> _Set task_:
Write out all the entries word for word and omit any pictures.

>> begin

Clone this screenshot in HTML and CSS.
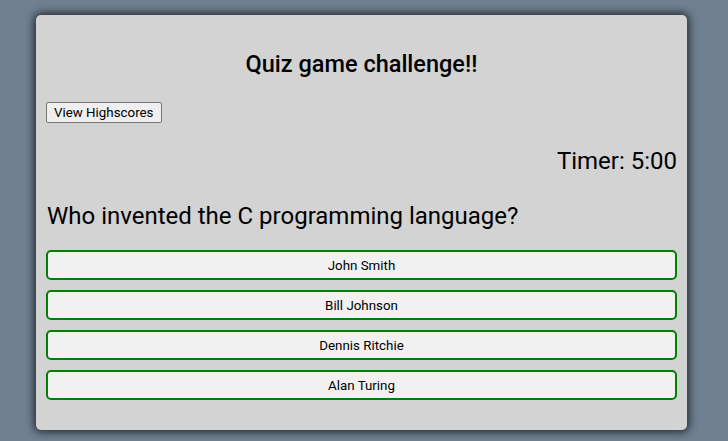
FILE: index.html
```html
<!DOCTYPE html>
<html>
<head>
<meta charset="utf-8">
<link rel="stylesheet" href="styles.css">
</head>
<body>
<main class="card">
  <h1 class="title">Quiz game challenge!!</h1>
  <div class="toolbar"><button class="hs-btn">View Highscores</button></div>
  <div class="timer">Timer: 5:00</div>
  <h2 class="question">Who invented the C programming language?</h2>
  <div class="answers">
    <button class="answer">John Smith</button>
    <button class="answer">Bill Johnson</button>
    <button class="answer">Dennis Ritchie</button>
    <button class="answer">Alan Turing</button>
  </div>
</main>
</body>
</html>
```
FILE: styles.css
```css
html, body {
  margin: 0;
  padding: 0;
}
body {
  background: #708090;
  font-family: Roboto, "Liberation Sans", sans-serif;
  color: #000;
  height: 441px;
  overflow: hidden;
}
.card {
  box-sizing: border-box;
  width: 651px;
  margin: 15px 0 0 36px;
  height: 415px;
  background: #d3d3d3;
  border-radius: 5px;
  box-shadow: 0 0 8px 2px rgba(20, 25, 30, 0.85);
  padding: 10px 10px 0 10px;
  display: flex;
  flex-direction: column;
}
.title {
  margin: 25px 0 0 0;
  font-size: 23.5px;
  font-weight: 500;
  text-align: center;
  line-height: 28px;
}
.toolbar {
  margin-top: 24px;
}
.hs-btn {
  font-family: Roboto, "Liberation Sans", sans-serif;
  font-size: 13.33px;
  padding: 2px 7px;
  height: 21px;
  background: #efefef;
  border: 1px solid #767676;
  border-radius: 2px;
  color: #000;
}
.timer {
  margin-top: 24px;
  text-align: right;
  font-size: 24px;
  line-height: 28px;
}
.question {
  margin: 27px 0 0 1px;
  font-size: 24px;
  font-weight: 400;
  line-height: 28px;
}
.answers {
  margin-top: 20px;
  display: flex;
  flex-direction: column;
  gap: 10px;
}
.answer {
  box-sizing: border-box;
  height: 30px;
  width: 100%;
  background: #f1f1f1;
  border: 2px solid #008000;
  border-radius: 5px;
  font-family: Roboto, "Liberation Sans", sans-serif;
  font-size: 13.33px;
  color: #000;
  padding: 0;
}
```
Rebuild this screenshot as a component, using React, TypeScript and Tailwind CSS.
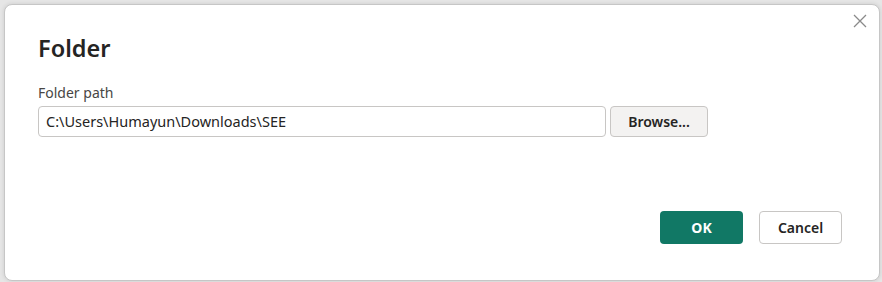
import React from "react";

export default function App() {
  return (
    <div
      className="w-[882px] h-[282px] bg-[#e6e6e6] pt-[4px] pl-[4px] pr-[2px] pb-[1px]"
      style={{ fontFamily: '"Noto Sans", "Open Sans", sans-serif' }}
    >
      <div className="relative w-[876px] h-[277px] bg-white rounded-[8px] border border-[#c6c6c6] shadow-[0_0_4px_rgba(0,0,0,0.12)] pl-[33px] pt-[28px]">
        <button className="absolute right-[10px] top-[7px] w-[18px] h-[18px] flex items-center justify-center">
          <svg width="16" height="16" viewBox="0 0 16 16">
            <path d="M2 2 L14 14 M14 2 L2 14" stroke="#8a8a8a" strokeWidth="1.3" fill="none" />
          </svg>
        </button>
        <div className="text-[23.5px] leading-[30px] font-semibold text-[#252423]">Folder</div>
        <div className="mt-[21px] text-[14px] leading-[18px] text-[#484644]">Folder path</div>
        <div className="mt-[4px] flex gap-[4px]">
          <div className="w-[568px] h-[31px] border border-[#c8c6c4] rounded-[4px] flex items-center px-[7px] text-[14.5px] text-[#252423]">
            C:\Users\Humayun\Downloads\SEE
          </div>
          <button className="w-[98px] h-[31px] border border-[#c8c6c4] rounded-[4px] bg-[#f3f2f1] text-[14px] font-semibold text-[#252423] flex items-center justify-center">
            Browse...
          </button>
        </div>
        <div className="absolute left-[655px] top-[206px] flex gap-[16px]">
          <button className="w-[83px] h-[33px] rounded-[4px] bg-[#117865] text-white text-[14px] font-bold flex items-center justify-center">
            OK
          </button>
          <button className="w-[83px] h-[33px] rounded-[4px] bg-white border border-[#c8c6c4] text-[14px] font-semibold text-[#252423] flex items-center justify-center">
            Cancel
          </button>
        </div>
      </div>
    </div>
  );
}
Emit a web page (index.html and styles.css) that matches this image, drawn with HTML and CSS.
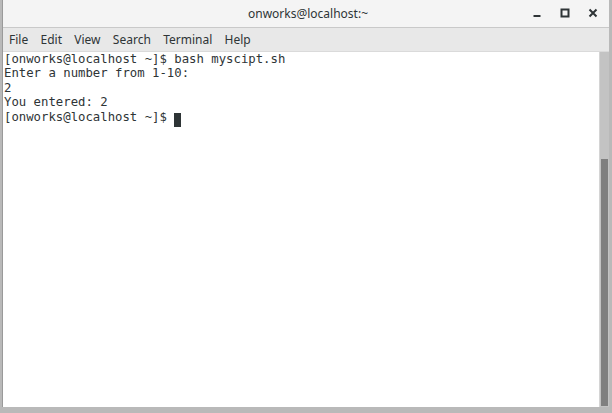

>> end

> _Task solution_:
Clone this screenshot in HTML and CSS.
FILE: index.html
```html
<!DOCTYPE html>
<html>
<head>
<meta charset="utf-8">
<link rel="stylesheet" href="styles.css">
</head>
<body>
<main class="card">
  <h1 class="title">Quiz game challenge!!</h1>
  <div class="toolbar"><button class="hs-btn">View Highscores</button></div>
  <div class="timer">Timer: 5:00</div>
  <h2 class="question">Who invented the C programming language?</h2>
  <div class="answers">
    <button class="answer">John Smith</button>
    <button class="answer">Bill Johnson</button>
    <button class="answer">Dennis Ritchie</button>
    <button class="answer">Alan Turing</button>
  </div>
</main>
</body>
</html>
```
FILE: styles.css
```css
html, body {
  margin: 0;
  padding: 0;
}
body {
  background: #708090;
  font-family: Roboto, "Liberation Sans", sans-serif;
  color: #000;
  height: 441px;
  overflow: hidden;
}
.card {
  box-sizing: border-box;
  width: 651px;
  margin: 15px 0 0 36px;
  height: 415px;
  background: #d3d3d3;
  border-radius: 5px;
  box-shadow: 0 0 8px 2px rgba(20, 25, 30, 0.85);
  padding: 10px 10px 0 10px;
  display: flex;
  flex-direction: column;
}
.title {
  margin: 25px 0 0 0;
  font-size: 23.5px;
  font-weight: 500;
  text-align: center;
  line-height: 28px;
}
.toolbar {
  margin-top: 24px;
}
.hs-btn {
  font-family: Roboto, "Liberation Sans", sans-serif;
  font-size: 13.33px;
  padding: 2px 7px;
  height: 21px;
  background: #efefef;
  border: 1px solid #767676;
  border-radius: 2px;
  color: #000;
}
.timer {
  margin-top: 24px;
  text-align: right;
  font-size: 24px;
  line-height: 28px;
}
.question {
  margin: 27px 0 0 1px;
  font-size: 24px;
  font-weight: 400;
  line-height: 28px;
}
.answers {
  margin-top: 20px;
  display: flex;
  flex-direction: column;
  gap: 10px;
}
.answer {
  box-sizing: border-box;
  height: 30px;
  width: 100%;
  background: #f1f1f1;
  border: 2px solid #008000;
  border-radius: 5px;
  font-family: Roboto, "Liberation Sans", sans-serif;
  font-size: 13.33px;
  color: #000;
  padding: 0;
}
```
Rebuild this screenshot as a component, using React, TypeScript and Tailwind CSS.
import React from "react";

export default function App() {
  return (
    <div
      className="w-[882px] h-[282px] bg-[#e6e6e6] pt-[4px] pl-[4px] pr-[2px] pb-[1px]"
      style={{ fontFamily: '"Noto Sans", "Open Sans", sans-serif' }}
    >
      <div className="relative w-[876px] h-[277px] bg-white rounded-[8px] border border-[#c6c6c6] shadow-[0_0_4px_rgba(0,0,0,0.12)] pl-[33px] pt-[28px]">
        <button className="absolute right-[10px] top-[7px] w-[18px] h-[18px] flex items-center justify-center">
          <svg width="16" height="16" viewBox="0 0 16 16">
            <path d="M2 2 L14 14 M14 2 L2 14" stroke="#8a8a8a" strokeWidth="1.3" fill="none" />
          </svg>
        </button>
        <div className="text-[23.5px] leading-[30px] font-semibold text-[#252423]">Folder</div>
        <div className="mt-[21px] text-[14px] leading-[18px] text-[#484644]">Folder path</div>
        <div className="mt-[4px] flex gap-[4px]">
          <div className="w-[568px] h-[31px] border border-[#c8c6c4] rounded-[4px] flex items-center px-[7px] text-[14.5px] text-[#252423]">
            C:\Users\Humayun\Downloads\SEE
          </div>
          <button className="w-[98px] h-[31px] border border-[#c8c6c4] rounded-[4px] bg-[#f3f2f1] text-[14px] font-semibold text-[#252423] flex items-center justify-center">
            Browse...
          </button>
        </div>
        <div className="absolute left-[655px] top-[206px] flex gap-[16px]">
          <button className="w-[83px] h-[33px] rounded-[4px] bg-[#117865] text-white text-[14px] font-bold flex items-center justify-center">
            OK
          </button>
          <button className="w-[83px] h-[33px] rounded-[4px] bg-white border border-[#c8c6c4] text-[14px] font-semibold text-[#252423] flex items-center justify-center">
            Cancel
          </button>
        </div>
      </div>
    </div>
  );
}
Emit a web page (index.html and styles.css) that matches this image, drawn with HTML and CSS.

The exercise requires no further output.